» Work to complete
Every record must be transcribed in its entirety, apart from the images, which are to be omitted.

» Entries with page source code
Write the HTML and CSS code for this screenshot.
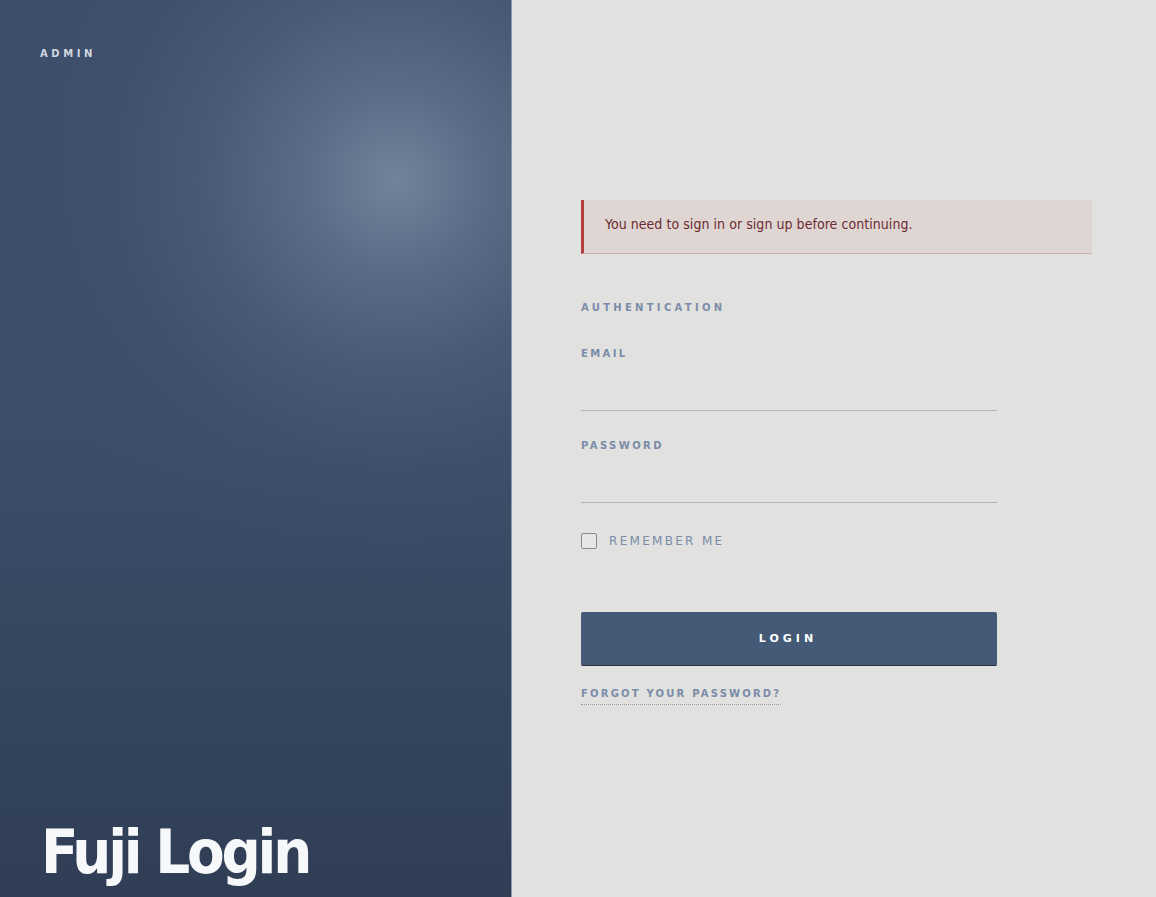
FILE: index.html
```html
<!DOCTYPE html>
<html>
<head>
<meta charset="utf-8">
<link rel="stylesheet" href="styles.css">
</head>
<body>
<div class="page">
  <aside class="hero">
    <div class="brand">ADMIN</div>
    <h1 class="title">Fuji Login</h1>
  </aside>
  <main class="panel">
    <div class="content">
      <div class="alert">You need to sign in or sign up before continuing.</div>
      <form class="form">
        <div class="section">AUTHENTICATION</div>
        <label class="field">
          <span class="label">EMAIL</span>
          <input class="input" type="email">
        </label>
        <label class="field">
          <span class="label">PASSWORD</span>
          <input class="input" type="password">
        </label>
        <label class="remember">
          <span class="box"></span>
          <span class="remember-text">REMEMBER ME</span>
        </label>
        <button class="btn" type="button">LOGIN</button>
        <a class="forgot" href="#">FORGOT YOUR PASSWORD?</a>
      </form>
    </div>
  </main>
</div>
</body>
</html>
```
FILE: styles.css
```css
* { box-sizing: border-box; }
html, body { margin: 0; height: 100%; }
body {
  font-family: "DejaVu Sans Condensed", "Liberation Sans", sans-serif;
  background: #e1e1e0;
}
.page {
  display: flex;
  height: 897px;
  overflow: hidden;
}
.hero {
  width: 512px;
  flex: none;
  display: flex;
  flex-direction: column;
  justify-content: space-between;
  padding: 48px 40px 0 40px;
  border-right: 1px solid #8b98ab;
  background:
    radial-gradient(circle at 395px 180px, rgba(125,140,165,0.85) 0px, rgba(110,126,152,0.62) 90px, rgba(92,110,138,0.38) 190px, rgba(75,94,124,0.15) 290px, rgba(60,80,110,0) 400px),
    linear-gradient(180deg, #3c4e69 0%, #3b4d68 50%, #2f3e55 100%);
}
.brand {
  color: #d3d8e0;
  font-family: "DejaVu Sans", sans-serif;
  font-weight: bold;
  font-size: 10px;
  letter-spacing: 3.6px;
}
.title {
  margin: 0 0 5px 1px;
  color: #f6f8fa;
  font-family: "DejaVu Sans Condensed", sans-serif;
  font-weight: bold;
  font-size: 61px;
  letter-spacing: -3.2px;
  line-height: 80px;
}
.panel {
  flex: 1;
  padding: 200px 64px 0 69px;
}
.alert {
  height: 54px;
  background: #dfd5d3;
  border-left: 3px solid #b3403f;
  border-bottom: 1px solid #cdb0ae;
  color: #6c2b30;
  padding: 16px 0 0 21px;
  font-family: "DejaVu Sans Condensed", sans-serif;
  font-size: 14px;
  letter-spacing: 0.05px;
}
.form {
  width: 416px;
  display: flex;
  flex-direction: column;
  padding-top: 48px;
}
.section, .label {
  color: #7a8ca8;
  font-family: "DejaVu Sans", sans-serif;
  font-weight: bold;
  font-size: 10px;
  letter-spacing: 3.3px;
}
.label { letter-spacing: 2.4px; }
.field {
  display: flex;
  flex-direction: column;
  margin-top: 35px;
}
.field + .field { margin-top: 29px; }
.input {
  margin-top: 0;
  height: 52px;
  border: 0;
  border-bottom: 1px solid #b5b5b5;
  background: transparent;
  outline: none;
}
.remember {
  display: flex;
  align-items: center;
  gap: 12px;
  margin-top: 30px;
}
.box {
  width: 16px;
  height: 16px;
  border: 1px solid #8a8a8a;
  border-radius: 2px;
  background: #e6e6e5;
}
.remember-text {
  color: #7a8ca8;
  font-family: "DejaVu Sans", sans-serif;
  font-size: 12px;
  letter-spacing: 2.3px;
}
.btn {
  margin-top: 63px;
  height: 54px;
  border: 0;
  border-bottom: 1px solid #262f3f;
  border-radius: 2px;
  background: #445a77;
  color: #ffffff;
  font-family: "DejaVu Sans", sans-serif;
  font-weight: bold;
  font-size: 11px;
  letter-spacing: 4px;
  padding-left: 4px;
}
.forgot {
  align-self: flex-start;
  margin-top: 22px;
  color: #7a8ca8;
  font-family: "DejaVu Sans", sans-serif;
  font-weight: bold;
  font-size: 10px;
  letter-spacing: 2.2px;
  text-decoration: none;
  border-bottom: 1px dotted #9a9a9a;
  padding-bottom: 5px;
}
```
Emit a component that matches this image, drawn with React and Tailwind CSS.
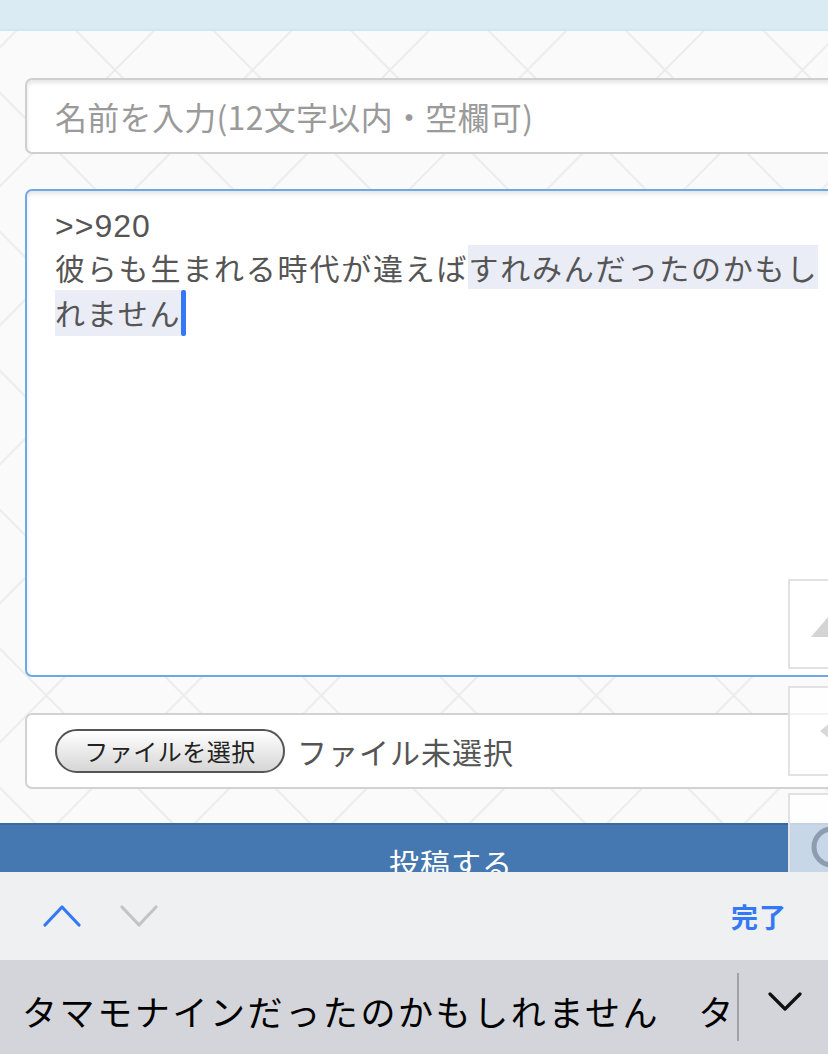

» Written solution
Write the HTML and CSS code for this screenshot.
FILE: index.html
```html
<!DOCTYPE html>
<html>
<head>
<meta charset="utf-8">
<link rel="stylesheet" href="styles.css">
</head>
<body>
<div class="page">
  <aside class="hero">
    <div class="brand">ADMIN</div>
    <h1 class="title">Fuji Login</h1>
  </aside>
  <main class="panel">
    <div class="content">
      <div class="alert">You need to sign in or sign up before continuing.</div>
      <form class="form">
        <div class="section">AUTHENTICATION</div>
        <label class="field">
          <span class="label">EMAIL</span>
          <input class="input" type="email">
        </label>
        <label class="field">
          <span class="label">PASSWORD</span>
          <input class="input" type="password">
        </label>
        <label class="remember">
          <span class="box"></span>
          <span class="remember-text">REMEMBER ME</span>
        </label>
        <button class="btn" type="button">LOGIN</button>
        <a class="forgot" href="#">FORGOT YOUR PASSWORD?</a>
      </form>
    </div>
  </main>
</div>
</body>
</html>
```
FILE: styles.css
```css
* { box-sizing: border-box; }
html, body { margin: 0; height: 100%; }
body {
  font-family: "DejaVu Sans Condensed", "Liberation Sans", sans-serif;
  background: #e1e1e0;
}
.page {
  display: flex;
  height: 897px;
  overflow: hidden;
}
.hero {
  width: 512px;
  flex: none;
  display: flex;
  flex-direction: column;
  justify-content: space-between;
  padding: 48px 40px 0 40px;
  border-right: 1px solid #8b98ab;
  background:
    radial-gradient(circle at 395px 180px, rgba(125,140,165,0.85) 0px, rgba(110,126,152,0.62) 90px, rgba(92,110,138,0.38) 190px, rgba(75,94,124,0.15) 290px, rgba(60,80,110,0) 400px),
    linear-gradient(180deg, #3c4e69 0%, #3b4d68 50%, #2f3e55 100%);
}
.brand {
  color: #d3d8e0;
  font-family: "DejaVu Sans", sans-serif;
  font-weight: bold;
  font-size: 10px;
  letter-spacing: 3.6px;
}
.title {
  margin: 0 0 5px 1px;
  color: #f6f8fa;
  font-family: "DejaVu Sans Condensed", sans-serif;
  font-weight: bold;
  font-size: 61px;
  letter-spacing: -3.2px;
  line-height: 80px;
}
.panel {
  flex: 1;
  padding: 200px 64px 0 69px;
}
.alert {
  height: 54px;
  background: #dfd5d3;
  border-left: 3px solid #b3403f;
  border-bottom: 1px solid #cdb0ae;
  color: #6c2b30;
  padding: 16px 0 0 21px;
  font-family: "DejaVu Sans Condensed", sans-serif;
  font-size: 14px;
  letter-spacing: 0.05px;
}
.form {
  width: 416px;
  display: flex;
  flex-direction: column;
  padding-top: 48px;
}
.section, .label {
  color: #7a8ca8;
  font-family: "DejaVu Sans", sans-serif;
  font-weight: bold;
  font-size: 10px;
  letter-spacing: 3.3px;
}
.label { letter-spacing: 2.4px; }
.field {
  display: flex;
  flex-direction: column;
  margin-top: 35px;
}
.field + .field { margin-top: 29px; }
.input {
  margin-top: 0;
  height: 52px;
  border: 0;
  border-bottom: 1px solid #b5b5b5;
  background: transparent;
  outline: none;
}
.remember {
  display: flex;
  align-items: center;
  gap: 12px;
  margin-top: 30px;
}
.box {
  width: 16px;
  height: 16px;
  border: 1px solid #8a8a8a;
  border-radius: 2px;
  background: #e6e6e5;
}
.remember-text {
  color: #7a8ca8;
  font-family: "DejaVu Sans", sans-serif;
  font-size: 12px;
  letter-spacing: 2.3px;
}
.btn {
  margin-top: 63px;
  height: 54px;
  border: 0;
  border-bottom: 1px solid #262f3f;
  border-radius: 2px;
  background: #445a77;
  color: #ffffff;
  font-family: "DejaVu Sans", sans-serif;
  font-weight: bold;
  font-size: 11px;
  letter-spacing: 4px;
  padding-left: 4px;
}
.forgot {
  align-self: flex-start;
  margin-top: 22px;
  color: #7a8ca8;
  font-family: "DejaVu Sans", sans-serif;
  font-weight: bold;
  font-size: 10px;
  letter-spacing: 2.2px;
  text-decoration: none;
  border-bottom: 1px dotted #9a9a9a;
  padding-bottom: 5px;
}
```
Emit a component that matches this image, drawn with React and Tailwind CSS.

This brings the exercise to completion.